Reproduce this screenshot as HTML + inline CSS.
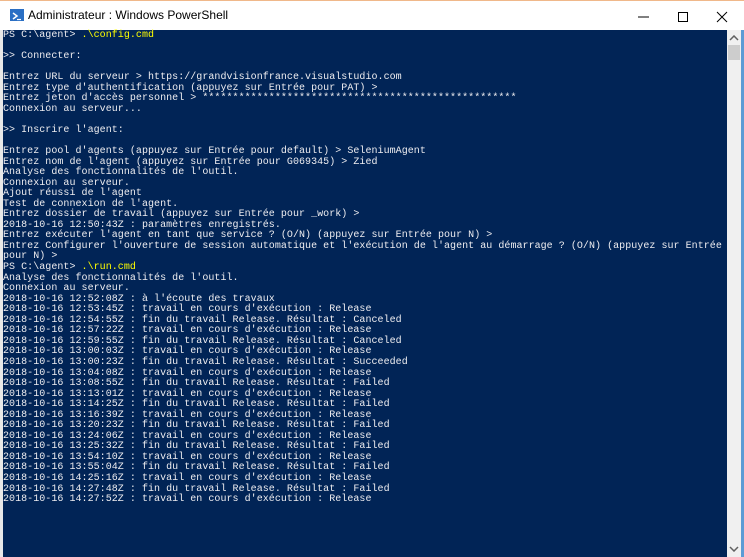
<!DOCTYPE html>
<html><head><meta charset="utf-8"><style>
html,body{margin:0;padding:0;width:744px;height:556px;overflow:hidden;background:#fff;}
.win{position:absolute;left:0;top:0;width:744px;height:556px;background:#fff;border-top:1px solid #f0b88a;box-sizing:border-box;}
.title{position:absolute;left:0;top:0;width:744px;height:29px;background:#fff;}
.title .t{position:absolute;left:28px;top:7px;font:12px "Liberation Sans",sans-serif;color:#000;}
.icon{position:absolute;left:10px;top:8px;width:14px;height:12px;background:#2a6fc4;}
.con{position:absolute;left:3px;top:29px;width:724px;height:527px;background:#012456;}
pre{margin:0;position:absolute;left:0;top:1px;font:10px/10.545px "Liberation Mono",monospace;letter-spacing:0.04px;color:#eeedf0;white-space:pre;}
.y{color:#ffff00;}
.sb{position:absolute;left:727px;top:29px;width:14px;height:527px;background:#f0f0f0;}
.thumb{position:absolute;left:728px;top:44px;width:12px;height:15px;background:#cdcdcd;}
.rb{position:absolute;left:741px;top:29px;width:3px;height:527px;background:#5b9bd5;}
.lb{position:absolute;left:0;top:29px;width:3px;height:527px;background:#e8e8e8;}
</style></head><body>
<div class="win">
<div class="title">
<div class="icon"><svg width="14" height="12" viewBox="0 0 14 12"><path d="M3 3 L7 6 L3 9" stroke="#fff" stroke-width="1.5" fill="none"/><path d="M7 9.5 H11" stroke="#fff" stroke-width="1.2"/></svg></div>
<div class="t">Administrateur : Windows PowerShell</div>
<svg style="position:absolute;left:630px;top:8px" width="110" height="16" viewBox="0 0 110 16">
<path d="M8 8 H19" stroke="#000" stroke-width="1"/>
<rect x="48.5" y="3.5" width="9" height="9" stroke="#000" fill="none"/>
<path d="M87 3 L97 13 M97 3 L87 13" stroke="#000" stroke-width="1"/>
</svg>
</div>
<div class="lb"></div>
<div class="con"><pre>PS C:\agent&gt; <span class="y">.\config.cmd</span>

&gt;&gt; Connecter:

Entrez URL du serveur &gt; https://grandvisionfrance.visualstudio.com
Entrez type d'authentification (appuyez sur Entrée pour PAT) &gt;
Entrez jeton d'accès personnel &gt; ****************************************************
Connexion au serveur...

&gt;&gt; Inscrire l'agent:

Entrez pool d'agents (appuyez sur Entrée pour default) &gt; SeleniumAgent
Entrez nom de l'agent (appuyez sur Entrée pour G069345) &gt; Zied
Analyse des fonctionnalités de l'outil.
Connexion au serveur.
Ajout réussi de l'agent
Test de connexion de l'agent.
Entrez dossier de travail (appuyez sur Entrée pour _work) &gt;
2018-10-16 12:50:43Z : paramètres enregistrés.
Entrez exécuter l'agent en tant que service ? (O/N) (appuyez sur Entrée pour N) &gt;
Entrez Configurer l'ouverture de session automatique et l'exécution de l'agent au démarrage ? (O/N) (appuyez sur Entrée
pour N) &gt;
PS C:\agent&gt; <span class="y">.\run.cmd</span>
Analyse des fonctionnalités de l'outil.
Connexion au serveur.
2018-10-16 12:52:08Z : à l'écoute des travaux
2018-10-16 12:53:45Z : travail en cours d'exécution : Release
2018-10-16 12:54:55Z : fin du travail Release. Résultat : Canceled
2018-10-16 12:57:22Z : travail en cours d'exécution : Release
2018-10-16 12:59:55Z : fin du travail Release. Résultat : Canceled
2018-10-16 13:00:03Z : travail en cours d'exécution : Release
2018-10-16 13:00:23Z : fin du travail Release. Résultat : Succeeded
2018-10-16 13:04:08Z : travail en cours d'exécution : Release
2018-10-16 13:08:55Z : fin du travail Release. Résultat : Failed
2018-10-16 13:13:01Z : travail en cours d'exécution : Release
2018-10-16 13:14:25Z : fin du travail Release. Résultat : Failed
2018-10-16 13:16:39Z : travail en cours d'exécution : Release
2018-10-16 13:20:23Z : fin du travail Release. Résultat : Failed
2018-10-16 13:24:06Z : travail en cours d'exécution : Release
2018-10-16 13:25:32Z : fin du travail Release. Résultat : Failed
2018-10-16 13:54:10Z : travail en cours d'exécution : Release
2018-10-16 13:55:04Z : fin du travail Release. Résultat : Failed
2018-10-16 14:25:16Z : travail en cours d'exécution : Release
2018-10-16 14:27:48Z : fin du travail Release. Résultat : Failed
2018-10-16 14:27:52Z : travail en cours d'exécution : Release</pre></div>
<div class="sb"></div>
<div class="thumb"></div>
<svg style="position:absolute;left:729px;top:34px" width="10" height="6" viewBox="0 0 10 6"><path d="M1 5 L5 1 L9 5" stroke="#606060" stroke-width="1.5" fill="none"/></svg>
<svg style="position:absolute;left:729px;top:545px" width="10" height="6" viewBox="0 0 10 6"><path d="M1 1 L5 5 L9 1" stroke="#606060" stroke-width="1.5" fill="none"/></svg>
<div class="rb"></div>
</div>
</body></html>
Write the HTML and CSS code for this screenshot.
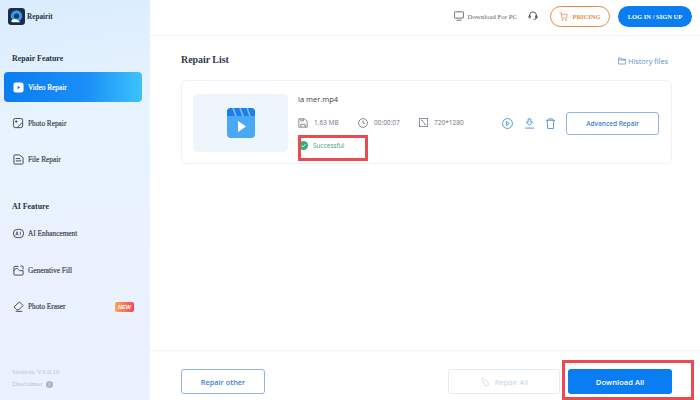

──────

(Exercise objective) Output all of the data exactly as it stands, minus any images.

(Task output)
Reproduce this screenshot as HTML + inline CSS.
<!DOCTYPE html>
<html><head><meta charset="utf-8"><style>
html,body{margin:0;padding:0;width:744px;height:556px;overflow:hidden;background:#fff;}
.win{position:absolute;left:0;top:0;width:744px;height:556px;background:#fff;border-top:1px solid #f0b88a;box-sizing:border-box;}
.title{position:absolute;left:0;top:0;width:744px;height:29px;background:#fff;}
.title .t{position:absolute;left:28px;top:7px;font:12px "Liberation Sans",sans-serif;color:#000;}
.icon{position:absolute;left:10px;top:8px;width:14px;height:12px;background:#2a6fc4;}
.con{position:absolute;left:3px;top:29px;width:724px;height:527px;background:#012456;}
pre{margin:0;position:absolute;left:0;top:1px;font:10px/10.545px "Liberation Mono",monospace;letter-spacing:0.04px;color:#eeedf0;white-space:pre;}
.y{color:#ffff00;}
.sb{position:absolute;left:727px;top:29px;width:14px;height:527px;background:#f0f0f0;}
.thumb{position:absolute;left:728px;top:44px;width:12px;height:15px;background:#cdcdcd;}
.rb{position:absolute;left:741px;top:29px;width:3px;height:527px;background:#5b9bd5;}
.lb{position:absolute;left:0;top:29px;width:3px;height:527px;background:#e8e8e8;}
</style></head><body>
<div class="win">
<div class="title">
<div class="icon"><svg width="14" height="12" viewBox="0 0 14 12"><path d="M3 3 L7 6 L3 9" stroke="#fff" stroke-width="1.5" fill="none"/><path d="M7 9.5 H11" stroke="#fff" stroke-width="1.2"/></svg></div>
<div class="t">Administrateur : Windows PowerShell</div>
<svg style="position:absolute;left:630px;top:8px" width="110" height="16" viewBox="0 0 110 16">
<path d="M8 8 H19" stroke="#000" stroke-width="1"/>
<rect x="48.5" y="3.5" width="9" height="9" stroke="#000" fill="none"/>
<path d="M87 3 L97 13 M97 3 L87 13" stroke="#000" stroke-width="1"/>
</svg>
</div>
<div class="lb"></div>
<div class="con"><pre>PS C:\agent&gt; <span class="y">.\config.cmd</span>

&gt;&gt; Connecter:

Entrez URL du serveur &gt; https://grandvisionfrance.visualstudio.com
Entrez type d'authentification (appuyez sur Entrée pour PAT) &gt;
Entrez jeton d'accès personnel &gt; ****************************************************
Connexion au serveur...

&gt;&gt; Inscrire l'agent:

Entrez pool d'agents (appuyez sur Entrée pour default) &gt; SeleniumAgent
Entrez nom de l'agent (appuyez sur Entrée pour G069345) &gt; Zied
Analyse des fonctionnalités de l'outil.
Connexion au serveur.
Ajout réussi de l'agent
Test de connexion de l'agent.
Entrez dossier de travail (appuyez sur Entrée pour _work) &gt;
2018-10-16 12:50:43Z : paramètres enregistrés.
Entrez exécuter l'agent en tant que service ? (O/N) (appuyez sur Entrée pour N) &gt;
Entrez Configurer l'ouverture de session automatique et l'exécution de l'agent au démarrage ? (O/N) (appuyez sur Entrée
pour N) &gt;
PS C:\agent&gt; <span class="y">.\run.cmd</span>
Analyse des fonctionnalités de l'outil.
Connexion au serveur.
2018-10-16 12:52:08Z : à l'écoute des travaux
2018-10-16 12:53:45Z : travail en cours d'exécution : Release
2018-10-16 12:54:55Z : fin du travail Release. Résultat : Canceled
2018-10-16 12:57:22Z : travail en cours d'exécution : Release
2018-10-16 12:59:55Z : fin du travail Release. Résultat : Canceled
2018-10-16 13:00:03Z : travail en cours d'exécution : Release
2018-10-16 13:00:23Z : fin du travail Release. Résultat : Succeeded
2018-10-16 13:04:08Z : travail en cours d'exécution : Release
2018-10-16 13:08:55Z : fin du travail Release. Résultat : Failed
2018-10-16 13:13:01Z : travail en cours d'exécution : Release
2018-10-16 13:14:25Z : fin du travail Release. Résultat : Failed
2018-10-16 13:16:39Z : travail en cours d'exécution : Release
2018-10-16 13:20:23Z : fin du travail Release. Résultat : Failed
2018-10-16 13:24:06Z : travail en cours d'exécution : Release
2018-10-16 13:25:32Z : fin du travail Release. Résultat : Failed
2018-10-16 13:54:10Z : travail en cours d'exécution : Release
2018-10-16 13:55:04Z : fin du travail Release. Résultat : Failed
2018-10-16 14:25:16Z : travail en cours d'exécution : Release
2018-10-16 14:27:48Z : fin du travail Release. Résultat : Failed
2018-10-16 14:27:52Z : travail en cours d'exécution : Release</pre></div>
<div class="sb"></div>
<div class="thumb"></div>
<svg style="position:absolute;left:729px;top:34px" width="10" height="6" viewBox="0 0 10 6"><path d="M1 5 L5 1 L9 5" stroke="#606060" stroke-width="1.5" fill="none"/></svg>
<svg style="position:absolute;left:729px;top:545px" width="10" height="6" viewBox="0 0 10 6"><path d="M1 1 L5 5 L9 1" stroke="#606060" stroke-width="1.5" fill="none"/></svg>
<div class="rb"></div>
</div>
</body></html>
Write the HTML and CSS code for this screenshot.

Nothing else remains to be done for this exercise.